In an interview with "Handelsblatt" published Thursday morning, the American investment bank Goldman Sachs told the German business newspaper that they were considering halving the number of their London employees to 3,000. The bank has already begun to reduce its London workforce and transfer back-office staff to Warsaw, the newspaper reported. Bankers with clients in France and Spain would move to their clients' respective countries while around 1,000 traders involved in regulation and compliance would relocate to a new Frankfurt subsidiary.

However, a spokesperson for Goldman Sachs in Frankfurt disputed the numbers in "Handelsblatt" report and told Reuters that the bank has yet to decide on the matter.


New York Logo Goldman Sachs
The relocation of Goldman staff would be a major blow to London's financial statusImage: picture-alliance/AP Photo/R. Drew

Not alone

Goldman Sachs is just one of numerous prominent banks who are navigating the uncertain post-Brexit relationship between the UK and the EU.

HSBC, Europe's biggest bank, has had a key Parisian subsidiary since 2007 and plans to move around 1,000 traders to the French capital to maintain single market access, the bank's chairman Stuart Gulliver said on Wednesday at Davos.

"We will move in about two years time when Brexit becomes effective," Gulliver told Reuters. The move would account for around 20 percent of the company's investment banking revenue, he added, though the global headquarters would remain in London.

USB similarly announced that around 1,000 of its 5,000 London-based works could be relocated elsewhere. The Swiss Bank opened a Frankfurt branch in 2016 in an attempt to pull its European wealth management operations into one location.

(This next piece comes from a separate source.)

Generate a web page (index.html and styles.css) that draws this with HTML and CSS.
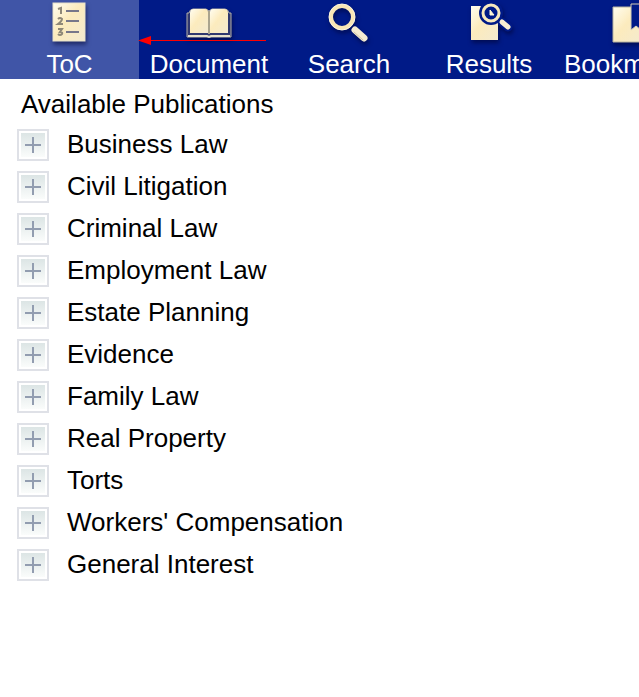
FILE: index.html
```html
<!DOCTYPE html>
<html lang="en">
<head>
  <meta charset="UTF-8">
  <meta name="viewport" content="width=device-width, initial-scale=1.0">
  <title>Available Publications</title>
  <link rel="stylesheet" href="styles.css">
</head>
<body>

  <header class="toolbar">
    <nav class="tabs">
      <a href="#toc" class="tab active">
        <svg class="icon" width="48" height="48" viewBox="0 0 48 48" aria-hidden="true">
          <defs>
            <linearGradient id="cream" x1="0" y1="0" x2="1" y2="1">
              <stop offset="0" stop-color="#fffdf0"/>
              <stop offset="0.45" stop-color="#fcebbd"/>
              <stop offset="1" stop-color="#f3ead0"/>
            </linearGradient>
          </defs>
          <rect x="7" y="3" width="32" height="38" fill="url(#cream)" stroke="#e8e2cb"/>
          <g fill="none" stroke="#8f8878" stroke-width="2">
            <path d="M20 11H33M20 21H33M20 32H33" stroke="#77778a"/>
            <path d="M12 9L15 8V14"/>
            <path d="M12 19Q14 17 16 19Q16 21 12 24H17"/>
            <path d="M12 29H16L14 32Q17 32 16 34Q14 36 12 34"/>
          </g>
        </svg>
        <span>ToC</span>
      </a>
      <a href="#document" class="tab">
        <svg class="icon" width="48" height="48" viewBox="0 0 48 48" aria-hidden="true">
          <path d="M2 13H4Q5 9 8 9H21L24 11L27 9H40Q43 9 44 13H46V37H2Z" fill="#30386f" stroke="#b4b2aa"/>
          <path d="M5 13Q5 9 9 9H20Q23 9 23 12V33H5Z" fill="url(#cream)"/>
          <path d="M25 12Q25 9 28 9H39Q43 9 43 13V33H25Z" fill="url(#cream)"/>
          <path d="M3 36H22L24 37L26 36H45" fill="none" stroke="#e6e0cc" stroke-width="2"/>
          <path d="M24 11V34" stroke="#aaa48e" stroke-width="2"/>
        </svg>
        <span>Document</span>
      </a>
      <a href="#search" class="tab">
        <svg class="icon" width="48" height="48" viewBox="0 0 48 48" aria-hidden="true">
          <circle cx="17" cy="17" r="11" fill="none" stroke="#f8e6b6" stroke-width="4"/>
          <circle cx="17" cy="17" r="13" fill="none" stroke="#fff8df"/>
          <path d="M30 30L39 38" stroke="#f5ecd2" stroke-width="7" stroke-linecap="round"/>
          <path d="M29 32L38 40" stroke="#cfc5a9" stroke-width="1" stroke-linecap="round"/>
        </svg>
        <span>Search</span>
      </a>
      <a href="#results" class="tab">
        <svg class="icon" width="48" height="48" viewBox="0 0 48 48" aria-hidden="true">
          <path d="M6 6H33V40H6Z" fill="url(#cream)"/>
          <circle cx="26" cy="13" r="12" fill="#001a87"/>
          <circle cx="26" cy="13" r="8" fill="none" stroke="#f8e9be" stroke-width="3"/>
          <path d="M25 10V15H29Z" fill="#fff6d6" stroke="#fff6d6"/>
          <path d="M37 22L43 27" stroke="#001a87" stroke-width="9" stroke-linecap="round"/>
          <path d="M37 22L43 27" stroke="#f8efd3" stroke-width="5" stroke-linecap="round"/>
        </svg>
        <span>Results</span>
      </a>
      <a href="#bookmarks" class="tab">
        <svg class="icon" width="48" height="48" viewBox="0 0 48 48" aria-hidden="true">
          <path d="M8 7H40V42H8Z" fill="url(#cream)" stroke="#b8b4a2"/>
          <path d="M26 4H36V30L31 26L26 30Z" fill="#001a87" stroke="#d5cfb8"/>
        </svg>
        <span>Bookmarks</span>
      </a>
    </nav>

    <svg class="arrow" width="128" height="9" viewBox="0 0 128 9" aria-hidden="true">
      <rect x="8" y="4" width="120" height="1" fill="#f00"/>
      <path d="M0 4.500L13 0V9Z" fill="#f00"/>
    </svg>
  </header>

  <main class="contents">
    <h1>Available Publications</h1>
    <ul class="publications">
      <li><button type="button" id="business" class="expand" aria-labelledby="business-name"></button><label id="business-name" for="business">Business Law</label></li>
      <li><button type="button" id="civil" class="expand" aria-labelledby="civil-name"></button><label id="civil-name" for="civil">Civil Litigation</label></li>
      <li><button type="button" id="criminal" class="expand" aria-labelledby="criminal-name"></button><label id="criminal-name" for="criminal">Criminal Law</label></li>
      <li><button type="button" id="employment" class="expand" aria-labelledby="employment-name"></button><label id="employment-name" for="employment">Employment Law</label></li>
      <li><button type="button" id="estate" class="expand" aria-labelledby="estate-name"></button><label id="estate-name" for="estate">Estate Planning</label></li>
      <li><button type="button" id="evidence" class="expand" aria-labelledby="evidence-name"></button><label id="evidence-name" for="evidence">Evidence</label></li>
      <li><button type="button" id="family" class="expand" aria-labelledby="family-name"></button><label id="family-name" for="family">Family Law</label></li>
      <li><button type="button" id="property" class="expand" aria-labelledby="property-name"></button><label id="property-name" for="property">Real Property</label></li>
      <li><button type="button" id="torts" class="expand" aria-labelledby="torts-name"></button><label id="torts-name" for="torts">Torts</label></li>
      <li><button type="button" id="workers" class="expand" aria-labelledby="workers-name"></button><label id="workers-name" for="workers">Workers' Compensation</label></li>
      <li><button type="button" id="general" class="expand" aria-labelledby="general-name"></button><label id="general-name" for="general">General Interest</label></li>
    </ul>
  </main>

</body>
</html>
```

FILE: styles.css
```css
body {
  margin: 0;
  background-color: #fff;
  color: #000;
  font-family: "Liberation Sans", Arial, Helvetica, sans-serif;
  font-size: 26px;
  line-height: 30px;
}

.toolbar {
  position: relative;
  overflow: hidden;
  background-color: #001a87;
}

.tabs {
  display: grid;
  grid-template-columns: 139px repeat(4, 140px);
}

.tab {
  display: flex;
  flex-direction: column;
  align-items: center;
  gap: 1px;
  color: #fff;
  text-decoration: none;
}

.tab.active {
  background-color: #4055a7;
}

.icon {
  display: block;
  filter: drop-shadow(1px 3px 2px rgba(0, 0, 40, 0.5));
}

/* arrow pointing at the active tab */
.arrow {
  position: absolute;
  left: 138px;
  top: 36px;
}

.contents {
  padding: 10px 17px;
}

h1 {
  margin: 0;
  padding: 0 4px;
  font-size: 26px;
  font-weight: normal;
}

.publications {
  margin: 0;
  padding: 5px 0;
  list-style: none;
}

.publications li {
  display: flex;
  align-items: center;
  gap: 18px;
  height: 42px;
}

.publications label {
  padding-bottom: 2px;
}

.expand {
  width: 32px;
  height: 32px;
  padding: 0;
  border: 2px solid #dfe1e7;
  background:
    linear-gradient(#929db0, #929db0) center / 16px 2px no-repeat,
    linear-gradient(#929db0, #929db0) center / 2px 16px no-repeat,
    linear-gradient(#dce5e5, #fafcfb) center / 24px 24px no-repeat,
    #fff;
  cursor: pointer;
}
```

An uncertain future for London

Though the relocation of banking and investment services and jobs from the City to other urban centers could diminish London's standing in global finance, the extent of the negative effects depends on the outcome of Brexit negotiations between the British capital and Brussels.

The City has been lobbying for "passporting rights" that enable banks to sell their services to across the EU, but such an arrangement looks unlikely with Great Britain's announced exit from the single market. A transitional arrangement granting banks the ability to continue European operations while negotiations proceed may end up a favored solution.